**Stored data**
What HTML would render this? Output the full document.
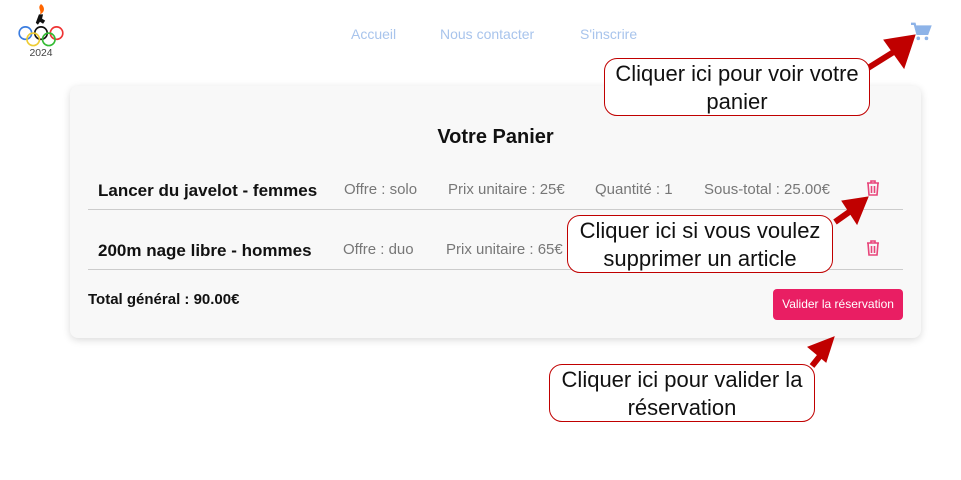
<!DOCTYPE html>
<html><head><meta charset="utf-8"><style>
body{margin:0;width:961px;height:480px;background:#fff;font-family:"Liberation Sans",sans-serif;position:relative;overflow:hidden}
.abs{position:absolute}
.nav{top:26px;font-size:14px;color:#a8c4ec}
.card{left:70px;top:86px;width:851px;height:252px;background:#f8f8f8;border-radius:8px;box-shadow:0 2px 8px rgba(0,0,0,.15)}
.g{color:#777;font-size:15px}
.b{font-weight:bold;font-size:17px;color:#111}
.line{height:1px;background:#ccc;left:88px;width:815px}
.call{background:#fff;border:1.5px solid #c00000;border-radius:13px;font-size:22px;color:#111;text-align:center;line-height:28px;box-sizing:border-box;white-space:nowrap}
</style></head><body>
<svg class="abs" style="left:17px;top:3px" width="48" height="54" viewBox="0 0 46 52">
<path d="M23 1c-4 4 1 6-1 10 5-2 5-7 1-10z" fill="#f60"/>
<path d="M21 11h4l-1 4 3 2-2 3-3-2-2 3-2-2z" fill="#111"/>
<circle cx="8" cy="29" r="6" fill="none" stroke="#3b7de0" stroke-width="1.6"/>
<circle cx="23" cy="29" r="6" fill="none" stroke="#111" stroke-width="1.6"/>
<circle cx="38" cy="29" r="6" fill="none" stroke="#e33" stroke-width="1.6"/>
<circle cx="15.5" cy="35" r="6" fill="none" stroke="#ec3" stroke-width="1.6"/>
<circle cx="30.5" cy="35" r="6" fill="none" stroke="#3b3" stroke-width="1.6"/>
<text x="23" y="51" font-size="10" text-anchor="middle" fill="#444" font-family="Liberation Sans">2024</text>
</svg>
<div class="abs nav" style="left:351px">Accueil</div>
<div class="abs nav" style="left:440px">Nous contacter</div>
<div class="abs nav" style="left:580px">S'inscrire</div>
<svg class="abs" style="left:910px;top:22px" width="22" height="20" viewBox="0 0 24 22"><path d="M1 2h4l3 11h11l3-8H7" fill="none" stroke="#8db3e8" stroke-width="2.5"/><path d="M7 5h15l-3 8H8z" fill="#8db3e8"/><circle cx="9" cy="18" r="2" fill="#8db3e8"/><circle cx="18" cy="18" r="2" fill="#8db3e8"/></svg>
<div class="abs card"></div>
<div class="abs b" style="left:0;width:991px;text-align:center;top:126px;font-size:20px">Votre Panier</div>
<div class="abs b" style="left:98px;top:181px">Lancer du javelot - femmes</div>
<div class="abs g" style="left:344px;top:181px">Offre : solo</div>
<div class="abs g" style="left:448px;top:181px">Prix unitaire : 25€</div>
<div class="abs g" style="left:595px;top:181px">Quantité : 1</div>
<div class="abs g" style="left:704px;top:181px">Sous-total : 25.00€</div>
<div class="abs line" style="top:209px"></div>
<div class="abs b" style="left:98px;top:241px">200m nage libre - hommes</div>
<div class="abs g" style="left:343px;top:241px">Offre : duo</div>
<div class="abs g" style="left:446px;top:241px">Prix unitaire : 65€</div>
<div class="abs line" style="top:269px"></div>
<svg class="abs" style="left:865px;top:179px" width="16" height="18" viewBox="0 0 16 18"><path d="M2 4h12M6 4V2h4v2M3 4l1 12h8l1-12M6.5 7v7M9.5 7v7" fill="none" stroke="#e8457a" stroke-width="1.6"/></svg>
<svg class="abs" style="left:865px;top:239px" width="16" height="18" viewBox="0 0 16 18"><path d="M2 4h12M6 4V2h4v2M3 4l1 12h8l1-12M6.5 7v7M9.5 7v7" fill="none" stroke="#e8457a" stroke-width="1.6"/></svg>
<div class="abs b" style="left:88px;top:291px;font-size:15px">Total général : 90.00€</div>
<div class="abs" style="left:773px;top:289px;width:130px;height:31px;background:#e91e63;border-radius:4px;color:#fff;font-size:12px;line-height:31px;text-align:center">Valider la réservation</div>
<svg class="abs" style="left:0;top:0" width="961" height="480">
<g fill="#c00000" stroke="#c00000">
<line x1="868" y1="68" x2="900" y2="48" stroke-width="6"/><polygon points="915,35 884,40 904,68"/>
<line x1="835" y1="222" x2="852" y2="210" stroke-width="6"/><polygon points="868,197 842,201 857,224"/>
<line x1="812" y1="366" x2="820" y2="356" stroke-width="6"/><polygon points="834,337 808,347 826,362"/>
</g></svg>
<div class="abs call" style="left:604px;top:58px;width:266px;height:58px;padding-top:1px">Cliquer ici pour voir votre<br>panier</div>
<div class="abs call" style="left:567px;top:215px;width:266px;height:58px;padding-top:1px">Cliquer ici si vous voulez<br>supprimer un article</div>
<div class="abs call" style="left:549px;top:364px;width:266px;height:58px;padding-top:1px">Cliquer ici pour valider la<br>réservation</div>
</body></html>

**What is expected**
Images should not appear in the copy; retype the listing above exactly.

**Answer below**
What HTML would render this? Output the full document.
<!DOCTYPE html>
<html><head><meta charset="utf-8"><style>
body{margin:0;width:961px;height:480px;background:#fff;font-family:"Liberation Sans",sans-serif;position:relative;overflow:hidden}
.abs{position:absolute}
.nav{top:26px;font-size:14px;color:#a8c4ec}
.card{left:70px;top:86px;width:851px;height:252px;background:#f8f8f8;border-radius:8px;box-shadow:0 2px 8px rgba(0,0,0,.15)}
.g{color:#777;font-size:15px}
.b{font-weight:bold;font-size:17px;color:#111}
.line{height:1px;background:#ccc;left:88px;width:815px}
.call{background:#fff;border:1.5px solid #c00000;border-radius:13px;font-size:22px;color:#111;text-align:center;line-height:28px;box-sizing:border-box;white-space:nowrap}
</style></head><body>
<svg class="abs" style="left:17px;top:3px" width="48" height="54" viewBox="0 0 46 52">
<path d="M23 1c-4 4 1 6-1 10 5-2 5-7 1-10z" fill="#f60"/>
<path d="M21 11h4l-1 4 3 2-2 3-3-2-2 3-2-2z" fill="#111"/>
<circle cx="8" cy="29" r="6" fill="none" stroke="#3b7de0" stroke-width="1.6"/>
<circle cx="23" cy="29" r="6" fill="none" stroke="#111" stroke-width="1.6"/>
<circle cx="38" cy="29" r="6" fill="none" stroke="#e33" stroke-width="1.6"/>
<circle cx="15.5" cy="35" r="6" fill="none" stroke="#ec3" stroke-width="1.6"/>
<circle cx="30.5" cy="35" r="6" fill="none" stroke="#3b3" stroke-width="1.6"/>
<text x="23" y="51" font-size="10" text-anchor="middle" fill="#444" font-family="Liberation Sans">2024</text>
</svg>
<div class="abs nav" style="left:351px">Accueil</div>
<div class="abs nav" style="left:440px">Nous contacter</div>
<div class="abs nav" style="left:580px">S'inscrire</div>
<svg class="abs" style="left:910px;top:22px" width="22" height="20" viewBox="0 0 24 22"><path d="M1 2h4l3 11h11l3-8H7" fill="none" stroke="#8db3e8" stroke-width="2.5"/><path d="M7 5h15l-3 8H8z" fill="#8db3e8"/><circle cx="9" cy="18" r="2" fill="#8db3e8"/><circle cx="18" cy="18" r="2" fill="#8db3e8"/></svg>
<div class="abs card"></div>
<div class="abs b" style="left:0;width:991px;text-align:center;top:126px;font-size:20px">Votre Panier</div>
<div class="abs b" style="left:98px;top:181px">Lancer du javelot - femmes</div>
<div class="abs g" style="left:344px;top:181px">Offre : solo</div>
<div class="abs g" style="left:448px;top:181px">Prix unitaire : 25€</div>
<div class="abs g" style="left:595px;top:181px">Quantité : 1</div>
<div class="abs g" style="left:704px;top:181px">Sous-total : 25.00€</div>
<div class="abs line" style="top:209px"></div>
<div class="abs b" style="left:98px;top:241px">200m nage libre - hommes</div>
<div class="abs g" style="left:343px;top:241px">Offre : duo</div>
<div class="abs g" style="left:446px;top:241px">Prix unitaire : 65€</div>
<div class="abs line" style="top:269px"></div>
<svg class="abs" style="left:865px;top:179px" width="16" height="18" viewBox="0 0 16 18"><path d="M2 4h12M6 4V2h4v2M3 4l1 12h8l1-12M6.5 7v7M9.5 7v7" fill="none" stroke="#e8457a" stroke-width="1.6"/></svg>
<svg class="abs" style="left:865px;top:239px" width="16" height="18" viewBox="0 0 16 18"><path d="M2 4h12M6 4V2h4v2M3 4l1 12h8l1-12M6.5 7v7M9.5 7v7" fill="none" stroke="#e8457a" stroke-width="1.6"/></svg>
<div class="abs b" style="left:88px;top:291px;font-size:15px">Total général : 90.00€</div>
<div class="abs" style="left:773px;top:289px;width:130px;height:31px;background:#e91e63;border-radius:4px;color:#fff;font-size:12px;line-height:31px;text-align:center">Valider la réservation</div>
<svg class="abs" style="left:0;top:0" width="961" height="480">
<g fill="#c00000" stroke="#c00000">
<line x1="868" y1="68" x2="900" y2="48" stroke-width="6"/><polygon points="915,35 884,40 904,68"/>
<line x1="835" y1="222" x2="852" y2="210" stroke-width="6"/><polygon points="868,197 842,201 857,224"/>
<line x1="812" y1="366" x2="820" y2="356" stroke-width="6"/><polygon points="834,337 808,347 826,362"/>
</g></svg>
<div class="abs call" style="left:604px;top:58px;width:266px;height:58px;padding-top:1px">Cliquer ici pour voir votre<br>panier</div>
<div class="abs call" style="left:567px;top:215px;width:266px;height:58px;padding-top:1px">Cliquer ici si vous voulez<br>supprimer un article</div>
<div class="abs call" style="left:549px;top:364px;width:266px;height:58px;padding-top:1px">Cliquer ici pour valider la<br>réservation</div>
</body></html>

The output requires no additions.